I think this characterizes a good portion of the recent debate: Some people (me, for instance) keep saying “Outcomes other than FOOM are possible”, and you keep saying, “No, FOOM is possible.” Maybe you mean to address Robin specifically; and I don’t recall any acknowledgement from Robin that foom is >5% probability. But in the context of all the posts from other people, it looks as if you keep making arguments for “FOOM is possible” and implying that they prove “FOOM is inevitable”.
A second aspect is that some people (again, eg., me) keep saying, “The escalation leading up to the first genius-level AI might be on a human time-scale,” and you keep saying, “The escalation must eventually be much faster than human time-scale.” The context makes it look as if this is a disagreement, and as if you are presenting arguments that AIs will eventually self-improve themselves out of the human timescale and saying that they prove FOOM.
Or there is no curve and it is a random landscape with software being very important...
Bottle nosed dolphins have twice the brain volume as normal dolphins (and comparable to our brain volume), yet aren’t massively more powerful compared to them.

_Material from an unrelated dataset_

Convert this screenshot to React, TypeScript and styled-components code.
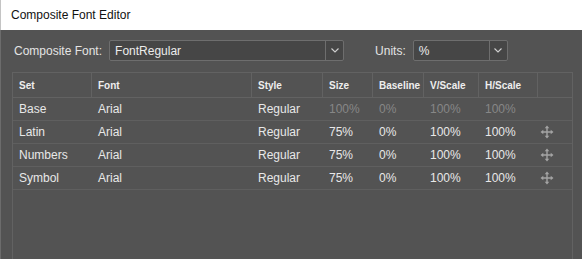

Asian elephants have 5 times the weight...
Phil’s comment above seems worth addressing. My <1% figure was for an actual single AI fooming suddenly into a takes-over-the-world unfriendly thing, e.g., kills/enslaves us all. (Need I repeat that even a 1% risk is serious?)
Eli,
Over the last several years, your writing’s become quite a bit more considered, insightful, and worth reading. I fear, though, that the information density has become, if anything, even less than it might have previously been. I really want to “hear” (i.e., read) what you have to say—but just keeping up is a full-time job. (Fyi, this isn’t any damning critique; I’ve had this criticism aimed at me before, too.)
So a plea: do you think you could find a way to say the very worthwhile things you have to say, perhaps more concisely? This is argument—worthwhile argument—not polemic and not poetry. Apply whatever compression algorithm you think appropriate, we’ll manage...
jb
I’ll second jb’s request for denser, more highly structured representations of Eliezer’s insights. I read all this stuff, find it entertaining and sometimes edifying, but disappointing in that it’s not converging on either a central thesis or central questions (preferably both.)
I think one way to sum up parts of what Eliezer is talking about in terms of AGI go FOOM is as follows:
If you think of Intelligence as Optimization and we assume you can build an AGI with optimization power near to or at human level (anything below would be too weak to affect anything, a human could do a better job) then we can use the following argument to show that AGI does go FOOM.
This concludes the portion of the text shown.